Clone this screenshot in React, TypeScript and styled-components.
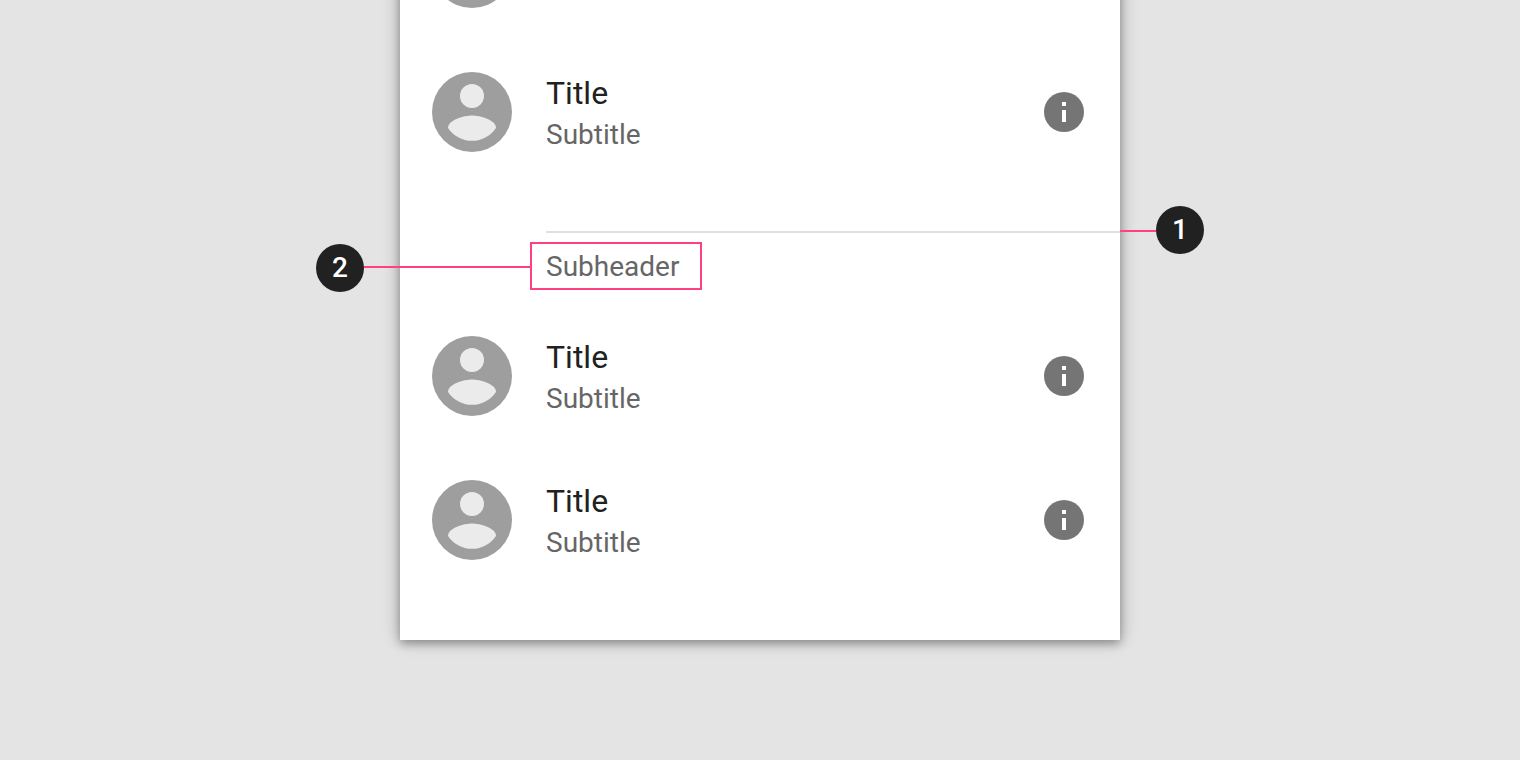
import React from "react";
import styled, { createGlobalStyle } from "styled-components";

const GlobalStyle = createGlobalStyle`
  *, *::before, *::after { box-sizing: border-box; }
  body {
    margin: 0;
    background: #e4e4e4;
    font-family: Roboto, "Liberation Sans", sans-serif;
  }
`;

const Page = styled.main`
  min-height: 100vh;
  overflow: hidden;
  padding: 0 24px 120px;
`;

/* The list is scrolled, so its first row is mostly out of view. */
const Card = styled.section`
  max-width: 720px;
  margin: -104px auto 0;
  padding-bottom: 48px;
  background: #fff;
  box-shadow: 0 4px 8px rgba(0, 0, 0, 0.24), 0 0 16px rgba(0, 0, 0, 0.3);
`;

const List = styled.ul`
  list-style: none;
  margin: 0;
  padding: 0;
`;

const Row = styled.li`
  display: flex;
  align-items: flex-start;
  padding: 32px 36px 32px 32px;
`;

const Avatar = styled.svg`
  flex: none;
  display: block;
  width: 80px;
  height: 80px;
`;

const Texts = styled.div`
  flex: 1;
  min-width: 0;
  height: 80px;
  margin-left: 34px;
`;

const Title = styled.div`
  font-size: 32px;
  line-height: 42px;
  color: #212121;
`;

const Subtitle = styled.div`
  font-size: 28px;
  line-height: 42px;
  color: #666;
`;

const InfoButton = styled.button`
  flex: none;
  align-self: center;
  padding: 0;
  border: 0;
  border-radius: 50%;
  background: none;
  cursor: pointer;
`;

const InfoIcon = styled.svg`
  display: block;
  width: 40px;
  height: 40px;
`;

const Section = styled.div`
  padding: 47px 0 14px;
`;

const Divider = styled.div`
  position: relative;
  height: 2px;
  margin-left: 146px;
  background: #e0e0e0;
`;

const Subheader = styled.h2`
  position: relative;
  width: 172px;
  height: 48px;
  margin: 9px 0 0 130px;
  padding: 0 14px;
  border: 2px solid #ff4081;
  font-size: 28px;
  font-weight: 400;
  line-height: 46px;
  color: #666;
`;

const Leader = styled.span<{ $length: number }>`
  width: ${(p) => p.$length}px;
  height: 2px;
  background: #ff4081;
`;

const Callout = styled.div<{ $side: "left" | "right" }>`
  position: absolute;
  display: flex;
  align-items: flex-start;
  ${(p) =>
    p.$side === "left"
      ? "right: 100%; top: 0; flex-direction: row-reverse;"
      : "left: 100%; top: -25px;"}

  ${Leader} {
    margin-top: ${(p) => (p.$side === "left" ? 22 : 24)}px;
  }
`;

const Bubble = styled.span`
  width: 48px;
  height: 48px;
  border-radius: 50%;
  background: #212121;
  color: #fff;
  font-size: 28px;
  font-weight: 500;
  line-height: 48px;
  text-align: center;
`;

function Person() {
  return (
    <Row>
      <Avatar viewBox="2 2 20 20" aria-hidden="true">
        <circle cx="12" cy="12" r="10" fill="#9e9e9e" />
        <circle cx="12" cy="8" r="3" fill="#ebebeb" />
        <path
          fill="#ebebeb"
          d="M12 19.2c-2.5 0-4.71-1.28-6-3.22.03-1.99 4-3.08 6-3.08 1.99 0 5.97 1.09 6 3.08-1.29 1.94-3.5 3.22-6 3.22z"
        />
      </Avatar>
      <Texts>
        <Title>Title</Title>
        <Subtitle>Subtitle</Subtitle>
      </Texts>
      <InfoButton type="button" aria-label="Info">
        <InfoIcon viewBox="2 2 20 20" aria-hidden="true">
          <circle cx="12" cy="12" r="10" fill="#757575" />
          <path fill="#fff" d="M11 7h2v2h-2zM11 11h2v6h-2z" />
        </InfoIcon>
      </InfoButton>
    </Row>
  );
}

export default function App() {
  return (
    <>
      <GlobalStyle />
      <Page>
        <Card>
          <List>
            <Person />
            <Person />
          </List>
          <Section>
            <Divider>
              <Callout $side="right">
                <Leader $length={36} />
                <Bubble>1</Bubble>
              </Callout>
            </Divider>
            <Subheader>
              Subheader
              <Callout $side="left">
                <Leader $length={168} />
                <Bubble>2</Bubble>
              </Callout>
            </Subheader>
          </Section>
          <List>
            <Person />
            <Person />
          </List>
        </Card>
      </Page>
    </>
  );
}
* * * *
TASK: Pick out the lines that contain "components" and copy them.

EXERCISE ANSWER:
Clone this screenshot in React, TypeScript and styled-components.
import styled, { createGlobalStyle } from "styled-components";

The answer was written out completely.